── MATERIAL SUPPLIED

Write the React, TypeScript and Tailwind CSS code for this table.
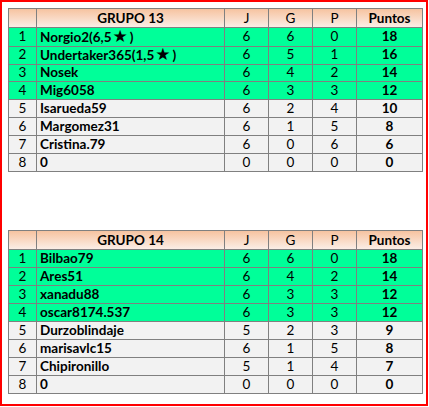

────
── MATERIAL SUPPLIED

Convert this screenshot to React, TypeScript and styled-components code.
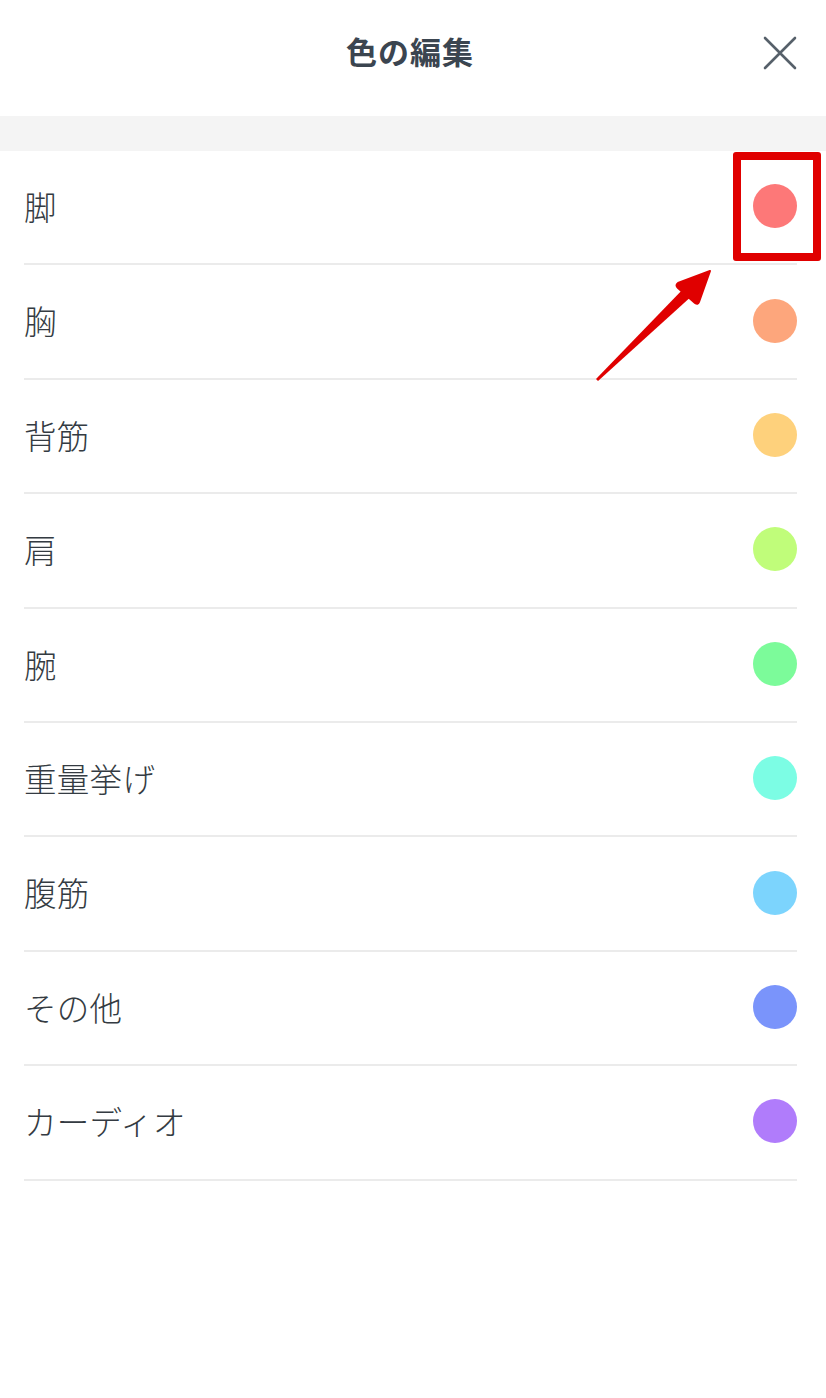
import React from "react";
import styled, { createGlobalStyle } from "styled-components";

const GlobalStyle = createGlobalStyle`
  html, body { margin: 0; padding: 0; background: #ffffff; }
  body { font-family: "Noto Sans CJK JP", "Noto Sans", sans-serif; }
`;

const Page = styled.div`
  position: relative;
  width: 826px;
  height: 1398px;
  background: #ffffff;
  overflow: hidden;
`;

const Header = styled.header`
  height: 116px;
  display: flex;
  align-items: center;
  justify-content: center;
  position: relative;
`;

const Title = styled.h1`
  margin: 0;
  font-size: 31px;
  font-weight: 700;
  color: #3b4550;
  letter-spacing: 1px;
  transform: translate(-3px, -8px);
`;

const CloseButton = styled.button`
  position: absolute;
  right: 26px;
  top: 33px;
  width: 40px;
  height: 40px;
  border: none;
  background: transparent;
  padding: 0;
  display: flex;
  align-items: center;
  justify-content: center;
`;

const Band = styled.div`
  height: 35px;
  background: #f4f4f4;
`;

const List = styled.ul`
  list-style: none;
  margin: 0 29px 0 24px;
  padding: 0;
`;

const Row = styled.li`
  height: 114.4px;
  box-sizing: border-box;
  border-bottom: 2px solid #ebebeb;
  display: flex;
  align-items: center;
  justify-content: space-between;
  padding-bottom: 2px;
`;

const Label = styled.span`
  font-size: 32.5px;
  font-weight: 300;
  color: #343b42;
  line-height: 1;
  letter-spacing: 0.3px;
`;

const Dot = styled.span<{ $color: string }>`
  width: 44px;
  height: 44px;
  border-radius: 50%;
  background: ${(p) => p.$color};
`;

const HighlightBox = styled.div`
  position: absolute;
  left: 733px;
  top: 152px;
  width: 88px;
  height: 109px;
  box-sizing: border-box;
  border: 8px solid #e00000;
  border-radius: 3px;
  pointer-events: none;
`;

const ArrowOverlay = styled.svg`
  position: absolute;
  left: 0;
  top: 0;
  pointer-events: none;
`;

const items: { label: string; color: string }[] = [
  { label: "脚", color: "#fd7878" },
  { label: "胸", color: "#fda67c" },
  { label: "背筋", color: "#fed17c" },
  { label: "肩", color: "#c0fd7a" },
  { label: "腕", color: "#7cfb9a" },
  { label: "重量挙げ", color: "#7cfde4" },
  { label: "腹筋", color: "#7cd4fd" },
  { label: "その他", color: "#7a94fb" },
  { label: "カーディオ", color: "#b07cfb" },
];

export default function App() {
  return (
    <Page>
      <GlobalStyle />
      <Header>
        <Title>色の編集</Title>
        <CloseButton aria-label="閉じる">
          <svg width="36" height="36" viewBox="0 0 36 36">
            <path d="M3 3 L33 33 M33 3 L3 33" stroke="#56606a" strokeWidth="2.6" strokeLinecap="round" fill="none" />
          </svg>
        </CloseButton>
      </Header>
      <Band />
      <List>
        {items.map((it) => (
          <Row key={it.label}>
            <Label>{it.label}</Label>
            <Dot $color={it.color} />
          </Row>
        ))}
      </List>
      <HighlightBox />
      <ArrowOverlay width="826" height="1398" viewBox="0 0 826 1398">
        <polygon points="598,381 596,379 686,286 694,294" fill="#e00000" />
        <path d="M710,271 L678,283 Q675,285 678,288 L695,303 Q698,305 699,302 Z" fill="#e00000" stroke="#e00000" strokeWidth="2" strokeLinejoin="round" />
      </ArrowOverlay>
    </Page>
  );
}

────

## AIM OF THE EXERCISE
Return every line holding the word "components" from the records.

## TASK ANSWER
Convert this screenshot to React, TypeScript and styled-components code.
import styled, { createGlobalStyle } from "styled-components";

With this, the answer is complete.